Pages as source code:
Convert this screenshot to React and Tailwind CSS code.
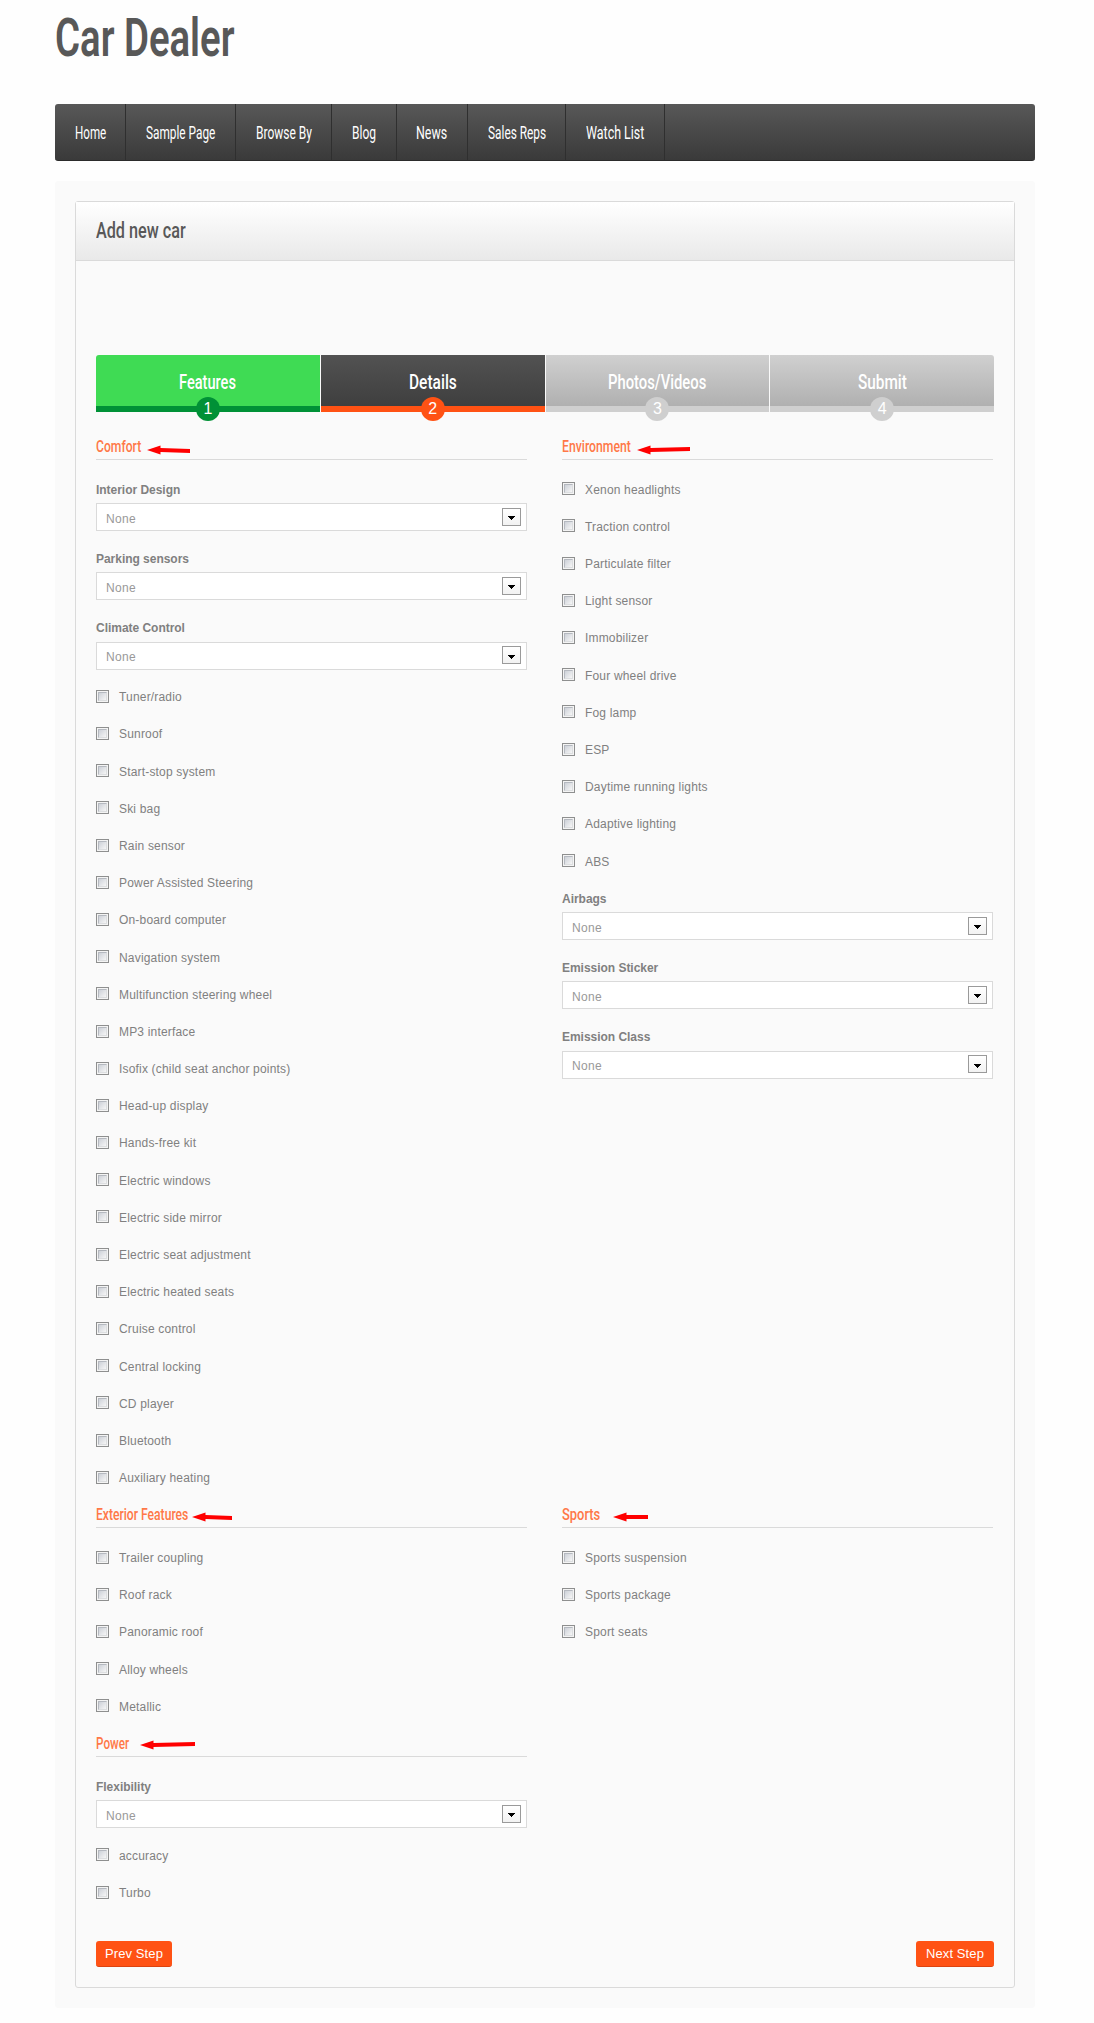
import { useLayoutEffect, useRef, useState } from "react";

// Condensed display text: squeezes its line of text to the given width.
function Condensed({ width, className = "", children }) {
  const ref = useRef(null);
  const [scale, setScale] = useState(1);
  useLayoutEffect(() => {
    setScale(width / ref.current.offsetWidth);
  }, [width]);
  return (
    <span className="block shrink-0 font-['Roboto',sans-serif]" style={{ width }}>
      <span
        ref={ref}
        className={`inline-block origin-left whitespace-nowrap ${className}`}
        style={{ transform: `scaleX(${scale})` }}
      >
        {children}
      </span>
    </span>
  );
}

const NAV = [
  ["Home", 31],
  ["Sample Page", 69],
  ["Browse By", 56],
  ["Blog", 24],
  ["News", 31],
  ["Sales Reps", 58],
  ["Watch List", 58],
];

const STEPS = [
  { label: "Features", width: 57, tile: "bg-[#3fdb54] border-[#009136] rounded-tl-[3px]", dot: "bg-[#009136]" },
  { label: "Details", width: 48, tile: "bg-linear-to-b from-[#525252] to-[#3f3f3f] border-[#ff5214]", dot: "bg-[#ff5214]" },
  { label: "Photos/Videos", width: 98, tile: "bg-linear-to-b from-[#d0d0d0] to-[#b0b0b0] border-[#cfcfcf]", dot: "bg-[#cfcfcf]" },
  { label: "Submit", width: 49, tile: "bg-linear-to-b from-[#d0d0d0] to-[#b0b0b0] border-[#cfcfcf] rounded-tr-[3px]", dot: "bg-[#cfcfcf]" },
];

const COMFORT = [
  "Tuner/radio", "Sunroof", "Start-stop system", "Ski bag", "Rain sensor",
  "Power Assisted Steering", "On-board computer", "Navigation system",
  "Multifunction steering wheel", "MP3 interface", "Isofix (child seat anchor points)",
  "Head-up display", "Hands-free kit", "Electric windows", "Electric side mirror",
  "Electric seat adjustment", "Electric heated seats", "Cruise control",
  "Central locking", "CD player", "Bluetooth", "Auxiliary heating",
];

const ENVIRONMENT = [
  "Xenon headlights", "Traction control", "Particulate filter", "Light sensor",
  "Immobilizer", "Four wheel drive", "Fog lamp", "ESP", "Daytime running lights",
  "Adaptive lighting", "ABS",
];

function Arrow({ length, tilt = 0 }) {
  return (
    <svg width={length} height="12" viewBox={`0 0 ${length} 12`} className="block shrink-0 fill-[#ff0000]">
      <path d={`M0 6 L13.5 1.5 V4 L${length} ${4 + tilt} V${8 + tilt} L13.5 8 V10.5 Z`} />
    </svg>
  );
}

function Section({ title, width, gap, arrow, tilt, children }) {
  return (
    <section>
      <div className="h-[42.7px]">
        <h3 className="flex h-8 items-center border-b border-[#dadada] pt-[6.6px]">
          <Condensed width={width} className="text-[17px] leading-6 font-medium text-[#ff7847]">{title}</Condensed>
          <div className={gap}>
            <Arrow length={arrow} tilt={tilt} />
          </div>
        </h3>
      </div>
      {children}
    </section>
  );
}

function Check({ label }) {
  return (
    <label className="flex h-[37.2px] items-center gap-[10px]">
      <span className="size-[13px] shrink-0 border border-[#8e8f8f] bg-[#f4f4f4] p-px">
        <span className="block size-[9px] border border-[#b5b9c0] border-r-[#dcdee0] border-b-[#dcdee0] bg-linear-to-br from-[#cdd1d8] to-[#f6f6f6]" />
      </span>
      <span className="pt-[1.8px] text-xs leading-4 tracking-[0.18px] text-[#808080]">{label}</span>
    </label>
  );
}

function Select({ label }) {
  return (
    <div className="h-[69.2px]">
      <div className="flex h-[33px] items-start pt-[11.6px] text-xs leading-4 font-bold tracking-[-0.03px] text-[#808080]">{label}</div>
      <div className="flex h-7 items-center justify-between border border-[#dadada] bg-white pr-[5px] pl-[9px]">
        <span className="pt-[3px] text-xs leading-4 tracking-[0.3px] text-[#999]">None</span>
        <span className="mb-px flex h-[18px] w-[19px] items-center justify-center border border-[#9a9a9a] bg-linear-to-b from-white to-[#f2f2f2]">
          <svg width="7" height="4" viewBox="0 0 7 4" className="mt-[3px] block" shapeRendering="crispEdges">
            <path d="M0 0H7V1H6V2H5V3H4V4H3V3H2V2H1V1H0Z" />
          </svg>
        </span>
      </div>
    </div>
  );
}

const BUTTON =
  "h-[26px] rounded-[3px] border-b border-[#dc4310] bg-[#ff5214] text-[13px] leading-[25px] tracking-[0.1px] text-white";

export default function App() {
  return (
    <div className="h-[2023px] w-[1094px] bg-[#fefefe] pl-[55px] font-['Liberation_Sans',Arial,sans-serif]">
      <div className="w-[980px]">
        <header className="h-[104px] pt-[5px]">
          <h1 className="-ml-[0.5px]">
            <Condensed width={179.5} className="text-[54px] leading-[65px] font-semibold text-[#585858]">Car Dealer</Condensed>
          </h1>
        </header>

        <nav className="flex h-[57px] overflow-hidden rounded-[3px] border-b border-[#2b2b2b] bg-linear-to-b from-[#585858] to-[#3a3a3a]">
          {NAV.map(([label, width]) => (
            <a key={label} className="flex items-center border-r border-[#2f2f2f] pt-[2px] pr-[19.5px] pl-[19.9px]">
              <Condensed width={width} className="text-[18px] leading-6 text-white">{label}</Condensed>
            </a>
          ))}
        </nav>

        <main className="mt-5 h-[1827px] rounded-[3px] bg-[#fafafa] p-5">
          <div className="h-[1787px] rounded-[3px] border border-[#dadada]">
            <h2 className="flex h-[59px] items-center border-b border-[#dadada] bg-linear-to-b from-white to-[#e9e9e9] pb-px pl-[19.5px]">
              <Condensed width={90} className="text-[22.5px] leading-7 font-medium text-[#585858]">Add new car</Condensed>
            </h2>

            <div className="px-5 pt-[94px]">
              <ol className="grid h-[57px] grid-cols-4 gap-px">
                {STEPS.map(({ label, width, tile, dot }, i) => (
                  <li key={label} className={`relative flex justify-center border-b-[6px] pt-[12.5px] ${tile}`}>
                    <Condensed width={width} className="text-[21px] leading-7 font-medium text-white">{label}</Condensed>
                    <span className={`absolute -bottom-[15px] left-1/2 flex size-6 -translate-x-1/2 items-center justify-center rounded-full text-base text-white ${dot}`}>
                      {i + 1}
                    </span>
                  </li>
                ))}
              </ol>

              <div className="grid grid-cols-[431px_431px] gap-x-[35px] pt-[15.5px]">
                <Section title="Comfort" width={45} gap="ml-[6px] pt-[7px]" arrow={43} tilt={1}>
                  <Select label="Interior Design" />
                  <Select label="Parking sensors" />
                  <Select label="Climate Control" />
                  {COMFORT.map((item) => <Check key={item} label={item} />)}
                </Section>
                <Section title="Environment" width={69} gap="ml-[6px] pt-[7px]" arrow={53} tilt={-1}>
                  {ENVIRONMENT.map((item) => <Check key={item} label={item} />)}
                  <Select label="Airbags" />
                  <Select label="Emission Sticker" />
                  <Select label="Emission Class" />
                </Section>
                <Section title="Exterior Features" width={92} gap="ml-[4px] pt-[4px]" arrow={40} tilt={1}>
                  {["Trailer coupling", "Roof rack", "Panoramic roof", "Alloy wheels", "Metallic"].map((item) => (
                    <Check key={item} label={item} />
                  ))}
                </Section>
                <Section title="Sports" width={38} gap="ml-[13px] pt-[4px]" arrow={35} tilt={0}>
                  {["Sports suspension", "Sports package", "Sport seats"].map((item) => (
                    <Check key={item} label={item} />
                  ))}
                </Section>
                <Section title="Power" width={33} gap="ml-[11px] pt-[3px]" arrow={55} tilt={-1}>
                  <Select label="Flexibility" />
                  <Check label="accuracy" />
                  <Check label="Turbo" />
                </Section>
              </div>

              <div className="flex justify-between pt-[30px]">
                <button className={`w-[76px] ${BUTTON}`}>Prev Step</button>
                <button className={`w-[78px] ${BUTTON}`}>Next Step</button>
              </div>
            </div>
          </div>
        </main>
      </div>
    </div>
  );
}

---

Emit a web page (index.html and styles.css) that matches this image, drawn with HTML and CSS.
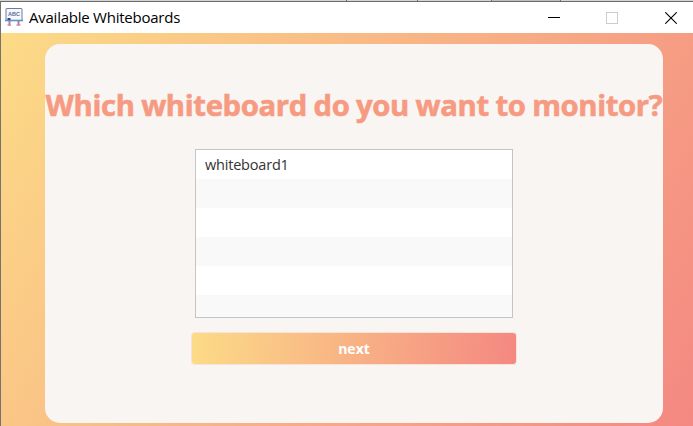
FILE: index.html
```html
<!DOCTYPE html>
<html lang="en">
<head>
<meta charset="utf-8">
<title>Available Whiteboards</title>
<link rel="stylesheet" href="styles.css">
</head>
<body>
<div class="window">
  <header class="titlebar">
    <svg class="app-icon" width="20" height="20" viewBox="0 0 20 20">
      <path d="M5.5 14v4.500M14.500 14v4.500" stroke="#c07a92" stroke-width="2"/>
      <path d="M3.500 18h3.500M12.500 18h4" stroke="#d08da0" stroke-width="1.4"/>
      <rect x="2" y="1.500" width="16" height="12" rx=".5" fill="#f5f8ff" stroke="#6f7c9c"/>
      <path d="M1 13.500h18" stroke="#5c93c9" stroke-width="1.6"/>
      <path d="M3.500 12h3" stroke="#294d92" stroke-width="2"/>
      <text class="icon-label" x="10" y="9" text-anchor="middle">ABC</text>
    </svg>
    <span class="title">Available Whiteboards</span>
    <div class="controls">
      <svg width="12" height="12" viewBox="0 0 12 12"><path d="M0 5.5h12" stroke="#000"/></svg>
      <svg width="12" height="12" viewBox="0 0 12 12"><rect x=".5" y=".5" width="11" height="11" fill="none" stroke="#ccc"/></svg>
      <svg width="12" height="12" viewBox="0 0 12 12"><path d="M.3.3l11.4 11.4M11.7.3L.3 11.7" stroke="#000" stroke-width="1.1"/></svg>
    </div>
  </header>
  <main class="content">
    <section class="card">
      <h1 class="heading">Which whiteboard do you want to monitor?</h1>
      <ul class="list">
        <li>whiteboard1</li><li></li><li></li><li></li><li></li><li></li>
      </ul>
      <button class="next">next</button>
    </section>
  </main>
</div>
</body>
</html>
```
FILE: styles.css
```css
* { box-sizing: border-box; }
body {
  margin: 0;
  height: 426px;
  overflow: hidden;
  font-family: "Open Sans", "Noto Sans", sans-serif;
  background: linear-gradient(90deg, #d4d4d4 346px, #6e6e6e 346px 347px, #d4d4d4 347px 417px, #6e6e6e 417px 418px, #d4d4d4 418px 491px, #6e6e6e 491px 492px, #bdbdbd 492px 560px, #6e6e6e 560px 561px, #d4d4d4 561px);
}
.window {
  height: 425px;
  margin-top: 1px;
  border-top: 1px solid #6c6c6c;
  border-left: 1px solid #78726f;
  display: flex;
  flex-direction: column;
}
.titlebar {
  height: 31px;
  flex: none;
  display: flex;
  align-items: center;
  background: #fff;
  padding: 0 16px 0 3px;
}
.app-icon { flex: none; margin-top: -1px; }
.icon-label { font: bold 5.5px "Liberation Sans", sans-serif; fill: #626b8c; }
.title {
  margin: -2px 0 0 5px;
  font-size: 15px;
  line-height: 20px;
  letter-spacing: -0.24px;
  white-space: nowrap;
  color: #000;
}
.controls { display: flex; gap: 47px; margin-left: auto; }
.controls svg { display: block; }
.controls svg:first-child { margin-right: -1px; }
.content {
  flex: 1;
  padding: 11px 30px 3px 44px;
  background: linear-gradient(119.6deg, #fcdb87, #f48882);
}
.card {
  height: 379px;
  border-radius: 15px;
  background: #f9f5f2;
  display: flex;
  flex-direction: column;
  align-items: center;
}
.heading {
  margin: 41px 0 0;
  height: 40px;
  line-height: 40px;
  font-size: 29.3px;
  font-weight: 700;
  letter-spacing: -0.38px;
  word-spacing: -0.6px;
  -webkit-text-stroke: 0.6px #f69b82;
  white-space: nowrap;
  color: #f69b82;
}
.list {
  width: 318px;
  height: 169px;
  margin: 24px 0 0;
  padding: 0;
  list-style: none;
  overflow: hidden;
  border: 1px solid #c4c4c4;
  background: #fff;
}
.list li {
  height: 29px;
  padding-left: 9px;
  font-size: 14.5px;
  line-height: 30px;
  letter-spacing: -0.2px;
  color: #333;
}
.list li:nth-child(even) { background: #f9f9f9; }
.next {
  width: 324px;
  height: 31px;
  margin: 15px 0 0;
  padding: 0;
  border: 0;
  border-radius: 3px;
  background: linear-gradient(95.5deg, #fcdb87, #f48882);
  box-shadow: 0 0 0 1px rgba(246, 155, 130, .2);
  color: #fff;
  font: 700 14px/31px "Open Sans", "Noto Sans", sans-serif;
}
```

--

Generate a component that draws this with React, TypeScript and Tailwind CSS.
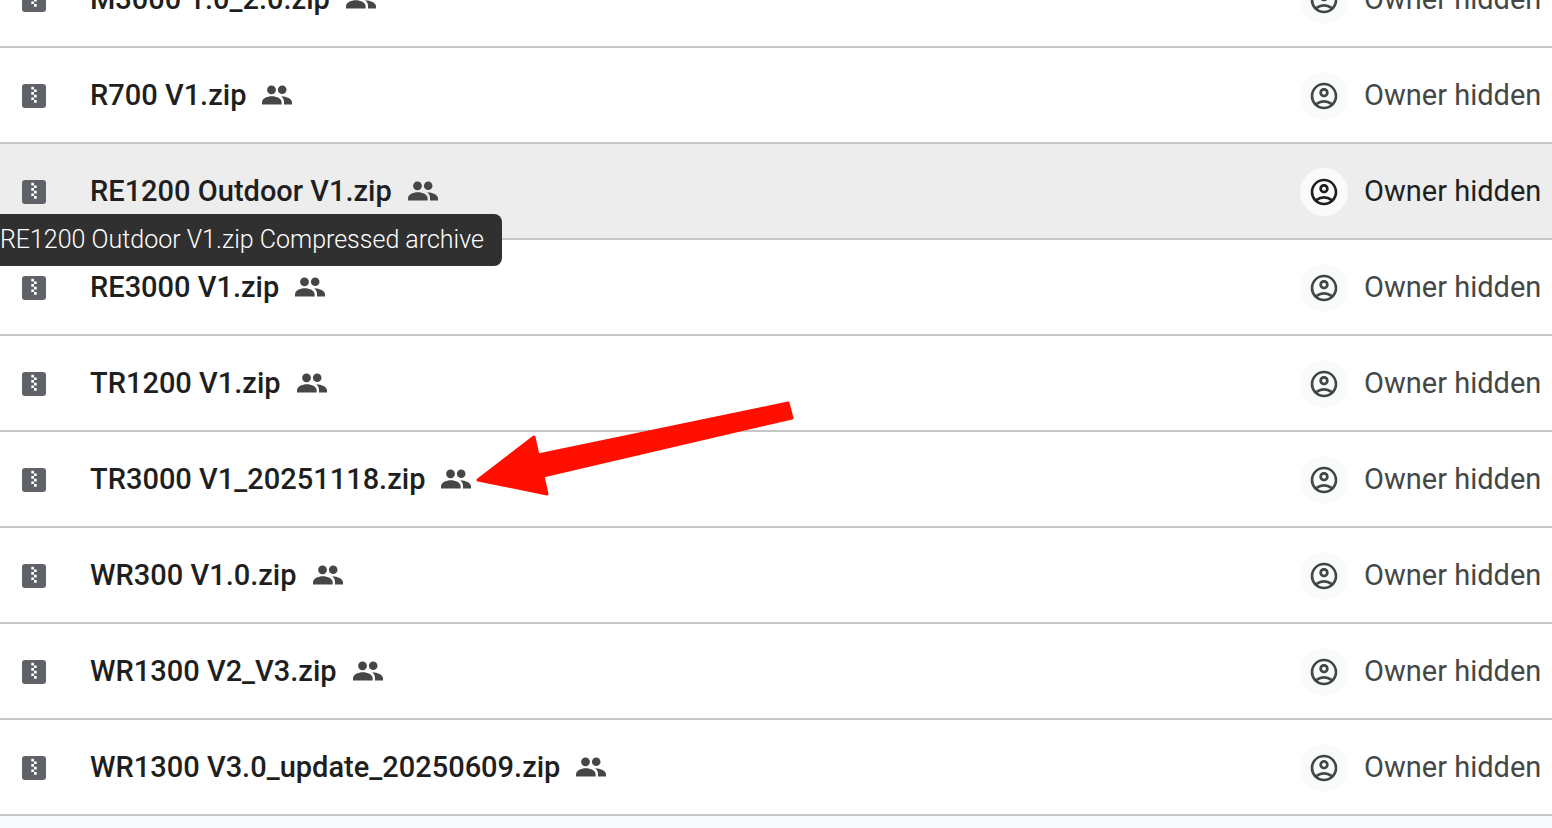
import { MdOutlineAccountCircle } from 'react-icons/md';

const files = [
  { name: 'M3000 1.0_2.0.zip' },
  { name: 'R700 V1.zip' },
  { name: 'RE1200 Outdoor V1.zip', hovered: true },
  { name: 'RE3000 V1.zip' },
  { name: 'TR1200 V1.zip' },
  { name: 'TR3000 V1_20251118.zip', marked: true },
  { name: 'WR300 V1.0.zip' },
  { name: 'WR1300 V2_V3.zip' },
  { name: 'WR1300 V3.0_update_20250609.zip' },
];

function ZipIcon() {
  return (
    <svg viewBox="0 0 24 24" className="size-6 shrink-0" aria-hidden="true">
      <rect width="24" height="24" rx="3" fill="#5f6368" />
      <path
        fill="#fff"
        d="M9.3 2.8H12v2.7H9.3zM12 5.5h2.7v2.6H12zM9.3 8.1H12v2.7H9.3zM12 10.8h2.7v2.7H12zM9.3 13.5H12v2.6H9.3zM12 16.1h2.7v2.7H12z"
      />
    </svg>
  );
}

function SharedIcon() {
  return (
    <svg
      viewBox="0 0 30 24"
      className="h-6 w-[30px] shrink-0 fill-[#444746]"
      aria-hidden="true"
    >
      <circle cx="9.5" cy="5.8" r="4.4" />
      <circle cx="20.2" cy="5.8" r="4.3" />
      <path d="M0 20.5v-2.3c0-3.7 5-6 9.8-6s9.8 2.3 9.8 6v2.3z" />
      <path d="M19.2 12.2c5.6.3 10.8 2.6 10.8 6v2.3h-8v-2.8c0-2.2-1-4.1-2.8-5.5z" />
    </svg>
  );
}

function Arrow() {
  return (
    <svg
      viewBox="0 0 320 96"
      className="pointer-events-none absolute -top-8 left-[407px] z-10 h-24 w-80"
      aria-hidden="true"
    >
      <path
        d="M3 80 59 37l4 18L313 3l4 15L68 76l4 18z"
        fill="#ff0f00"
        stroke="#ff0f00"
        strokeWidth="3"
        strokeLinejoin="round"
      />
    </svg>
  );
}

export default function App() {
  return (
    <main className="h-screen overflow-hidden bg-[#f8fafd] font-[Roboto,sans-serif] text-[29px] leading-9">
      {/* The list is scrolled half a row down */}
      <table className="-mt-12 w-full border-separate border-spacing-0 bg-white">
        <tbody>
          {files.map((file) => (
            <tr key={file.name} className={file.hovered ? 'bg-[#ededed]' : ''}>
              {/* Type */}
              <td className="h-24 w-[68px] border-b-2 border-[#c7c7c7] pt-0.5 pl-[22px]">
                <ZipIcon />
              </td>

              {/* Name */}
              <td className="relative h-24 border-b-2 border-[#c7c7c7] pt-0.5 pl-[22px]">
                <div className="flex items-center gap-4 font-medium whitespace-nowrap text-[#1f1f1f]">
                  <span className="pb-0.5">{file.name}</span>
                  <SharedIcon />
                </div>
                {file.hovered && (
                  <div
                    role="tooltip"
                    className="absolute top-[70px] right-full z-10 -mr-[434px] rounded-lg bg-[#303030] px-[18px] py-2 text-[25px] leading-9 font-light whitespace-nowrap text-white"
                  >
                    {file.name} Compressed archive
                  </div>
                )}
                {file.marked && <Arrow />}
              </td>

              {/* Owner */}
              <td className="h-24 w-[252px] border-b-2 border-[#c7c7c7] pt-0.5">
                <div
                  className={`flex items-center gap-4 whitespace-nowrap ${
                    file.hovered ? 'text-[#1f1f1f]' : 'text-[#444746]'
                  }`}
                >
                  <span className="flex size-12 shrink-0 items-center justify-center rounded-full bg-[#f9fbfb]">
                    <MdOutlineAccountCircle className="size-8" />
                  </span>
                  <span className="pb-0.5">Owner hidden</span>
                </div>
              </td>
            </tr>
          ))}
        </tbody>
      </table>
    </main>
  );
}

### WHAT THE TASK REQUIRES
Pick out the part that begins with the line containing "Convert this screenshot" and finishes with the line containing "useLayoutEffect, useRef, useState", both included. Restate it exactly, without images.

### OUTPUT OF THE EXERCISE
Convert this screenshot to React and Tailwind CSS code.
import { useLayoutEffect, useRef, useState } from "react";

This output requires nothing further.